* start Dataset content *

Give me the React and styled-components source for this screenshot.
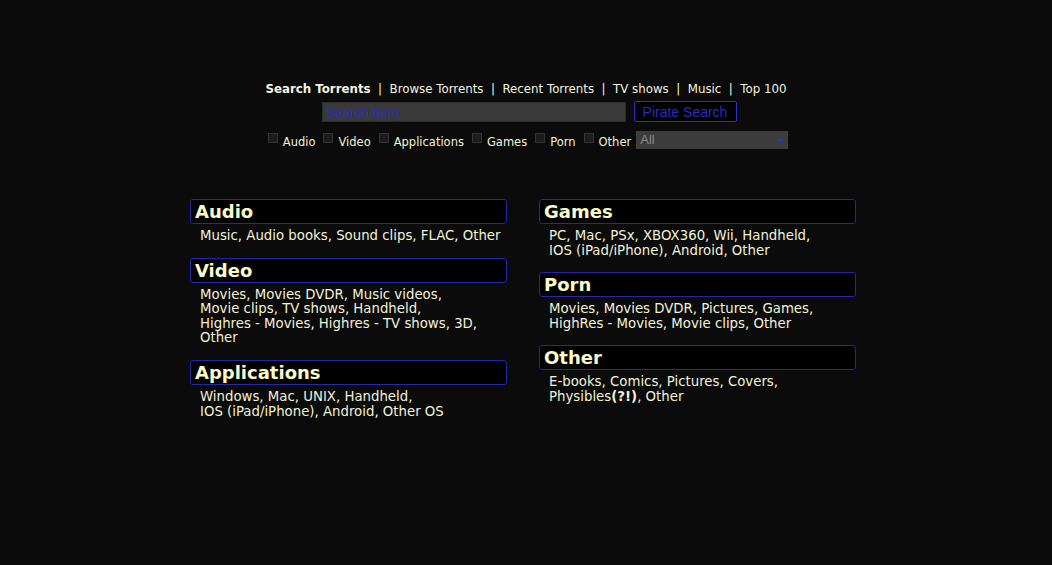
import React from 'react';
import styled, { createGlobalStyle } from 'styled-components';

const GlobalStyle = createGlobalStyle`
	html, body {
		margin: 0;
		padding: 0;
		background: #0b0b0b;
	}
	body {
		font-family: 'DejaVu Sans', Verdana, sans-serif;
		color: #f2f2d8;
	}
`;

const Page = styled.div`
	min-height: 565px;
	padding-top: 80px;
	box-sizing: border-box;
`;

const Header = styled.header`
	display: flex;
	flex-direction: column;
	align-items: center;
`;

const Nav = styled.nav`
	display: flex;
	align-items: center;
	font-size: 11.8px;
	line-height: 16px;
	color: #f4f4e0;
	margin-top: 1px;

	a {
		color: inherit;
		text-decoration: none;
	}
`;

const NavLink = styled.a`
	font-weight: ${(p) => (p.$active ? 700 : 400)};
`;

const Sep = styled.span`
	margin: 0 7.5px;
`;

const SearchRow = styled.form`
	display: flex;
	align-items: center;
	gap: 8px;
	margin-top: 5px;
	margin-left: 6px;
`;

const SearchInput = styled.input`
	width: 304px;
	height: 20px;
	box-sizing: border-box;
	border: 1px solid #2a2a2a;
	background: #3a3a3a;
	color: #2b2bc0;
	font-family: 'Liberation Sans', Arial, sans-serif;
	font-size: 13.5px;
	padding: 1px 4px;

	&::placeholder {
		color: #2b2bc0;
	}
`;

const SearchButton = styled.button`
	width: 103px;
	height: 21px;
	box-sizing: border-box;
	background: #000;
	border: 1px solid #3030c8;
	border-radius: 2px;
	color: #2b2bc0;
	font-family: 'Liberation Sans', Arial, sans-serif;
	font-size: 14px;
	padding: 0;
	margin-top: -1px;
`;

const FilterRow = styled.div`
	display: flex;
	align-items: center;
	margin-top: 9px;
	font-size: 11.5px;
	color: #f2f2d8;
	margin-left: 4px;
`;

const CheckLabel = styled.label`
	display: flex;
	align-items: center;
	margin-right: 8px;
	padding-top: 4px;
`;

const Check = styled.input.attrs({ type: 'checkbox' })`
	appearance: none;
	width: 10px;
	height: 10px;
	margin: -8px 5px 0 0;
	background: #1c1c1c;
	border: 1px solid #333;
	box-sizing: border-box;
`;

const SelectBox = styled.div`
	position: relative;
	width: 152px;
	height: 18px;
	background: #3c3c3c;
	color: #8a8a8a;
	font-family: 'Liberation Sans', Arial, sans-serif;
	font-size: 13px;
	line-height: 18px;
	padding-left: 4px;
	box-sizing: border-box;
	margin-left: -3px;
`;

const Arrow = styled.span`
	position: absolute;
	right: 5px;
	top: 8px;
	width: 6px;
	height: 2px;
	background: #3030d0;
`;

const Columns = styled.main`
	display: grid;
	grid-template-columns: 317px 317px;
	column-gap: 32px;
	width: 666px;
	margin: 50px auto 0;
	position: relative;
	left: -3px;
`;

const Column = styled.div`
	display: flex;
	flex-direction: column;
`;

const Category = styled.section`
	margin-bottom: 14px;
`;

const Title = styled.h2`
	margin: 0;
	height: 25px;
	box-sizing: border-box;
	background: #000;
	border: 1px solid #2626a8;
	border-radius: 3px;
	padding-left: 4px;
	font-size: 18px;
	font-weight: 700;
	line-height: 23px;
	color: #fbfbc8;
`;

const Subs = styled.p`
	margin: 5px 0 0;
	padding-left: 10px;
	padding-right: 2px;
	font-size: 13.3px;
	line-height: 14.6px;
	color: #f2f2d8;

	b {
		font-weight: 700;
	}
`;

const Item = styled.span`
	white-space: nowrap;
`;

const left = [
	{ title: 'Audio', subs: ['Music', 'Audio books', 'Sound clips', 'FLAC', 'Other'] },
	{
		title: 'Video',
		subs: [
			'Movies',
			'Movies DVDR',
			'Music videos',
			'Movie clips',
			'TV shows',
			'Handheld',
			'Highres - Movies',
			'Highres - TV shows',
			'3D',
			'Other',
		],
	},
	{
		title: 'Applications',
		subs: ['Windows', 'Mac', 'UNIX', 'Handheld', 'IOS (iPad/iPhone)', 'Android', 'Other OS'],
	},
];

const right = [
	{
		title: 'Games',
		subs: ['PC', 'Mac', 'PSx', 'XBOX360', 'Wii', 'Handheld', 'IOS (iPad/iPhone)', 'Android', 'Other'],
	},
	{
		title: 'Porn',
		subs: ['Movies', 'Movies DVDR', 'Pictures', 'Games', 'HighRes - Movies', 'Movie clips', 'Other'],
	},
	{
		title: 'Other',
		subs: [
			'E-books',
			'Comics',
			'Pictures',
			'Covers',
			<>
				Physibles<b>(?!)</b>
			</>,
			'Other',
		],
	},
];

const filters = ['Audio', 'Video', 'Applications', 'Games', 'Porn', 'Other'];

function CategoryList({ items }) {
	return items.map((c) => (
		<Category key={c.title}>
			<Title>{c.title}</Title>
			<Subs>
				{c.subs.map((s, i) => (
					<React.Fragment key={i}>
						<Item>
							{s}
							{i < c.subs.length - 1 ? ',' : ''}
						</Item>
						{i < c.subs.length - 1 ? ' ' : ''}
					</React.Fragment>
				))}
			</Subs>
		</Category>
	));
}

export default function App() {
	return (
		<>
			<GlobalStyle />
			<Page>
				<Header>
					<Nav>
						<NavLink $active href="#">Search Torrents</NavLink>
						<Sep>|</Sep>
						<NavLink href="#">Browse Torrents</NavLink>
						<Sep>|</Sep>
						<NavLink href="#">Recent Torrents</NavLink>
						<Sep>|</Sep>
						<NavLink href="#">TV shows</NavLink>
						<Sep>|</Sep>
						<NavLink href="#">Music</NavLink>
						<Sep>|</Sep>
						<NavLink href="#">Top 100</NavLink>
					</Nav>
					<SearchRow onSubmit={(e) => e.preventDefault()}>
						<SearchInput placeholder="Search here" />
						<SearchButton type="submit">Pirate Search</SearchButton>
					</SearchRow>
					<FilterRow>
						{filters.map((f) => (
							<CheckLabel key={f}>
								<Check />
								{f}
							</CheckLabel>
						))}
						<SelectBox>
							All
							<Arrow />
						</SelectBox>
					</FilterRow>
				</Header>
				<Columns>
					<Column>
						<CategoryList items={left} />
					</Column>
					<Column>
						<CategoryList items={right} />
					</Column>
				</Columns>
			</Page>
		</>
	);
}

* end Dataset content *
* start Dataset content *

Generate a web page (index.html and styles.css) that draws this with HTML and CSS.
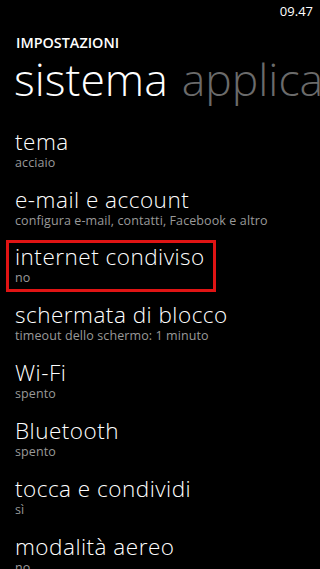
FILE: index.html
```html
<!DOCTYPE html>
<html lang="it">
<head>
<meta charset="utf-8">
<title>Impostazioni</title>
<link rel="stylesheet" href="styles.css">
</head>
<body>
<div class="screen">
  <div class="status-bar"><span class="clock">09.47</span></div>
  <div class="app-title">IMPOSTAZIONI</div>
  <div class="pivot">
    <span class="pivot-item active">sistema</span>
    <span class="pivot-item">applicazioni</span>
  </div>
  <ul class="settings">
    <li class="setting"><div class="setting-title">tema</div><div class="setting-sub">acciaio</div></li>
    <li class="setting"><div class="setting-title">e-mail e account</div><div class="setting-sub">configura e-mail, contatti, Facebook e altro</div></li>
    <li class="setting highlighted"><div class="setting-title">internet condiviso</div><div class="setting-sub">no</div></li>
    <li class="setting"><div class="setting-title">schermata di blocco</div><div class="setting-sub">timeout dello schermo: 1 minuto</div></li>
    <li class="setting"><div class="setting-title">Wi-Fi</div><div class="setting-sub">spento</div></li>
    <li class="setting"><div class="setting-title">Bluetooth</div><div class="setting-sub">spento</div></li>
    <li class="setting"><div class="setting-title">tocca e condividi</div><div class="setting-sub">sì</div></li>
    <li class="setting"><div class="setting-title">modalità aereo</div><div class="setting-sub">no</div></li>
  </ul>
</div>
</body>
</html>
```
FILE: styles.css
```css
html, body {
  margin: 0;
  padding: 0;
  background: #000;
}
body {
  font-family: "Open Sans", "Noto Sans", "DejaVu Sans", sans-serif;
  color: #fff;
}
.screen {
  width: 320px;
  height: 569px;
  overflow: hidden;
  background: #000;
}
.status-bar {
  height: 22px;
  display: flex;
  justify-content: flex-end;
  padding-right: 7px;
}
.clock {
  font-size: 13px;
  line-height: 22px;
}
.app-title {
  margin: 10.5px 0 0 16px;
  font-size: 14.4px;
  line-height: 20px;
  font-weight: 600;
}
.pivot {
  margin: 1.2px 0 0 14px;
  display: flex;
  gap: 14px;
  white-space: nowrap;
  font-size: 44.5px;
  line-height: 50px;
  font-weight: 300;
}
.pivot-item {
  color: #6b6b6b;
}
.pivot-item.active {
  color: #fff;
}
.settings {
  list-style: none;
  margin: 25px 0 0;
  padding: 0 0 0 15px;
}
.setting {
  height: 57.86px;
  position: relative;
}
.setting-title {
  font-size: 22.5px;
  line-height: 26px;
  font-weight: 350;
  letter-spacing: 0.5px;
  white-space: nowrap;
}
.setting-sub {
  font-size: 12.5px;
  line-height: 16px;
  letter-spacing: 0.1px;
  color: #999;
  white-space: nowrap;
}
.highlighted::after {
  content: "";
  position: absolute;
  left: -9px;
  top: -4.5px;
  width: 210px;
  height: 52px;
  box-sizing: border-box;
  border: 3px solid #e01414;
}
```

* end Dataset content *
* start Dataset content *

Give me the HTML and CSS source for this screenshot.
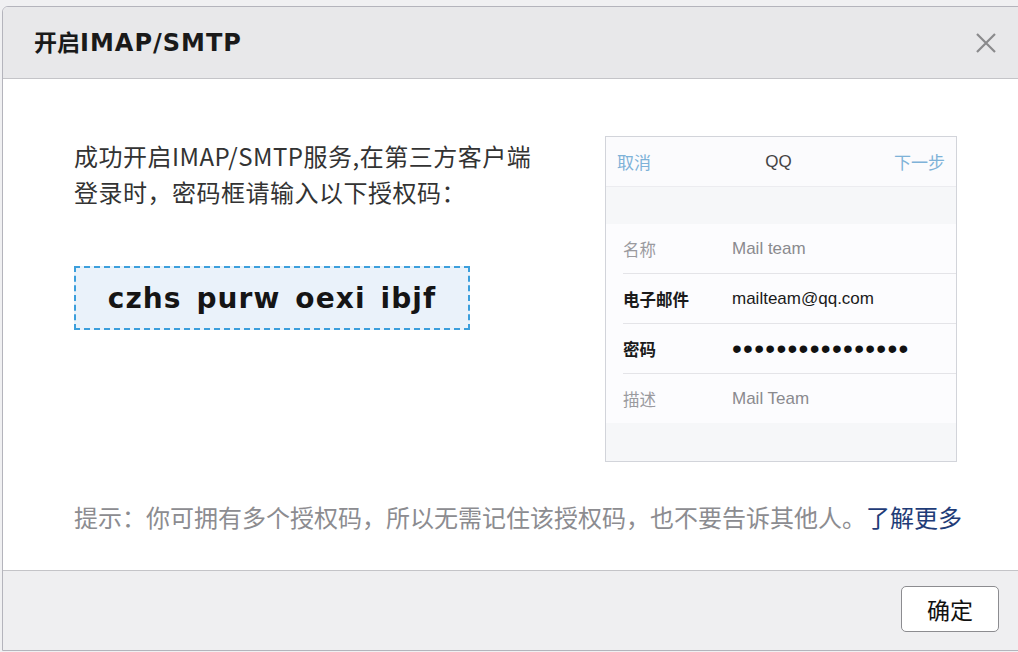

* end Dataset content *

What to work on: Search the entries for "this" and copy out each line that has it.

Correct result:
Give me the React and styled-components source for this screenshot.
Generate a web page (index.html and styles.css) that draws this with HTML and CSS.
Give me the HTML and CSS source for this screenshot.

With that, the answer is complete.